— Begin INFORMATION PROVIDED —

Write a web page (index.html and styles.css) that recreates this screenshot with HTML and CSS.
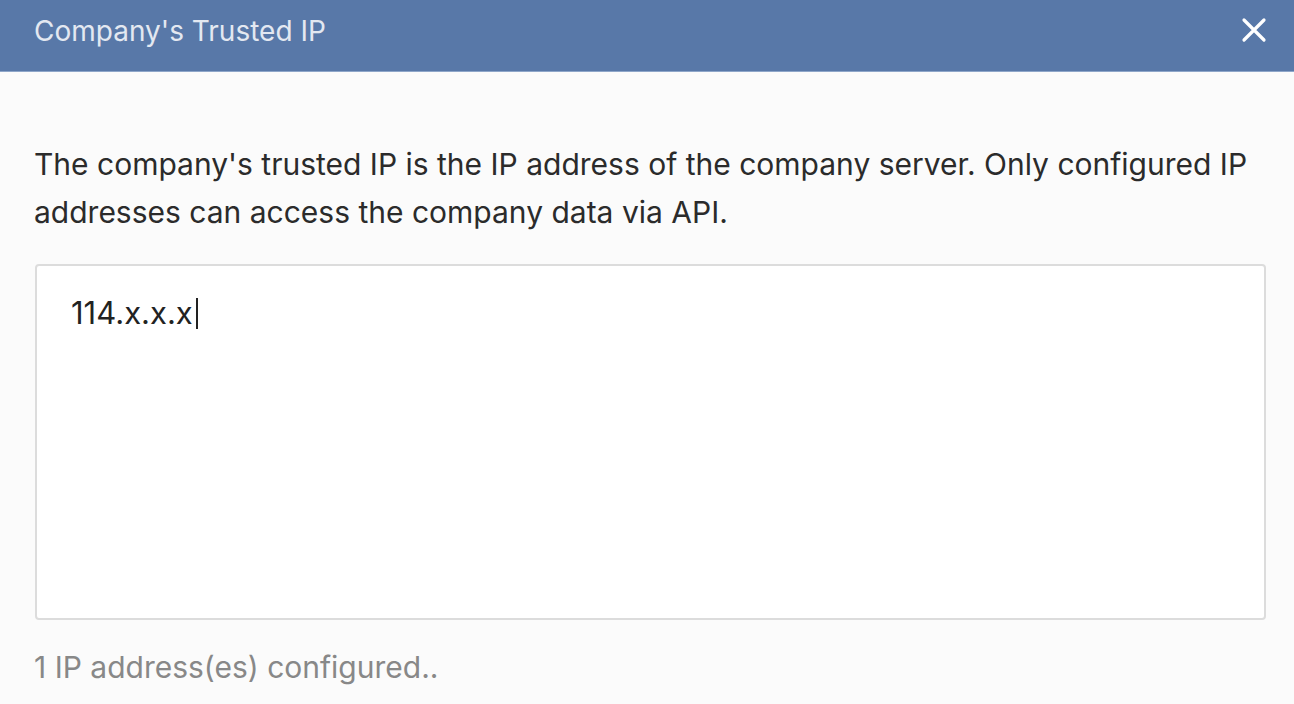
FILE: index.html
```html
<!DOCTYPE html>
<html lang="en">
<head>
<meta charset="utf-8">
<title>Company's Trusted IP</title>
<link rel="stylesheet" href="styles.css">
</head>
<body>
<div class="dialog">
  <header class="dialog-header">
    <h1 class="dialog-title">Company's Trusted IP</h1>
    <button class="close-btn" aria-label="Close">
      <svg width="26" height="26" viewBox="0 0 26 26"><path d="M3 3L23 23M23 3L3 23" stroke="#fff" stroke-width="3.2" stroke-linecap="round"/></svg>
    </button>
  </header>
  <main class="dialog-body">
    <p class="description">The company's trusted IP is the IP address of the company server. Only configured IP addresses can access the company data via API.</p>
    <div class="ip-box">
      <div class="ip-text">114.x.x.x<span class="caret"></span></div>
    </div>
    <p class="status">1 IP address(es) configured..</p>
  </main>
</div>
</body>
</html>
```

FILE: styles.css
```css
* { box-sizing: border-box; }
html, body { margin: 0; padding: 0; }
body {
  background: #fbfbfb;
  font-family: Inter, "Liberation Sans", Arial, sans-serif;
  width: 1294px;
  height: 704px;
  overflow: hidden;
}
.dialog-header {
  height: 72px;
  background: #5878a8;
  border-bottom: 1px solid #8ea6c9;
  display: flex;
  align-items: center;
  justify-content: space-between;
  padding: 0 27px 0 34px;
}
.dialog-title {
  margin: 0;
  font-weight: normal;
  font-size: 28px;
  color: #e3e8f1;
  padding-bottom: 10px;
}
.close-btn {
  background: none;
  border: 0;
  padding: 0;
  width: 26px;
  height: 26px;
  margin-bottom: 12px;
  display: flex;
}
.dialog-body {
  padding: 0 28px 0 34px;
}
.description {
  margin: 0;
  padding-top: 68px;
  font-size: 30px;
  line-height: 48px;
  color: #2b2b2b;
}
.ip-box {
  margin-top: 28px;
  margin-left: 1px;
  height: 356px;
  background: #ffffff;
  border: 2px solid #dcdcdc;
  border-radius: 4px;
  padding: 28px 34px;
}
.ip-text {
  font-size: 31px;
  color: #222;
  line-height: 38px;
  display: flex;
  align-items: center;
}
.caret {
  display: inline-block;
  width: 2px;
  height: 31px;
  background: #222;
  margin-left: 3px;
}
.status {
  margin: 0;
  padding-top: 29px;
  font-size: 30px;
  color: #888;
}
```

— End INFORMATION PROVIDED —

» TASK PROMPT:
Omit any images, then output the listing exactly.

» EXERCISE ANSWER:
Write a web page (index.html and styles.css) that recreates this screenshot with HTML and CSS.
FILE: index.html
```html
<!DOCTYPE html>
<html lang="en">
<head>
<meta charset="utf-8">
<title>Company's Trusted IP</title>
<link rel="stylesheet" href="styles.css">
</head>
<body>
<div class="dialog">
  <header class="dialog-header">
    <h1 class="dialog-title">Company's Trusted IP</h1>
    <button class="close-btn" aria-label="Close">
      <svg width="26" height="26" viewBox="0 0 26 26"><path d="M3 3L23 23M23 3L3 23" stroke="#fff" stroke-width="3.2" stroke-linecap="round"/></svg>
    </button>
  </header>
  <main class="dialog-body">
    <p class="description">The company's trusted IP is the IP address of the company server. Only configured IP addresses can access the company data via API.</p>
    <div class="ip-box">
      <div class="ip-text">114.x.x.x<span class="caret"></span></div>
    </div>
    <p class="status">1 IP address(es) configured..</p>
  </main>
</div>
</body>
</html>
```

FILE: styles.css
```css
* { box-sizing: border-box; }
html, body { margin: 0; padding: 0; }
body {
  background: #fbfbfb;
  font-family: Inter, "Liberation Sans", Arial, sans-serif;
  width: 1294px;
  height: 704px;
  overflow: hidden;
}
.dialog-header {
  height: 72px;
  background: #5878a8;
  border-bottom: 1px solid #8ea6c9;
  display: flex;
  align-items: center;
  justify-content: space-between;
  padding: 0 27px 0 34px;
}
.dialog-title {
  margin: 0;
  font-weight: normal;
  font-size: 28px;
  color: #e3e8f1;
  padding-bottom: 10px;
}
.close-btn {
  background: none;
  border: 0;
  padding: 0;
  width: 26px;
  height: 26px;
  margin-bottom: 12px;
  display: flex;
}
.dialog-body {
  padding: 0 28px 0 34px;
}
.description {
  margin: 0;
  padding-top: 68px;
  font-size: 30px;
  line-height: 48px;
  color: #2b2b2b;
}
.ip-box {
  margin-top: 28px;
  margin-left: 1px;
  height: 356px;
  background: #ffffff;
  border: 2px solid #dcdcdc;
  border-radius: 4px;
  padding: 28px 34px;
}
.ip-text {
  font-size: 31px;
  color: #222;
  line-height: 38px;
  display: flex;
  align-items: center;
}
.caret {
  display: inline-block;
  width: 2px;
  height: 31px;
  background: #222;
  margin-left: 3px;
}
.status {
  margin: 0;
  padding-top: 29px;
  font-size: 30px;
  color: #888;
}
```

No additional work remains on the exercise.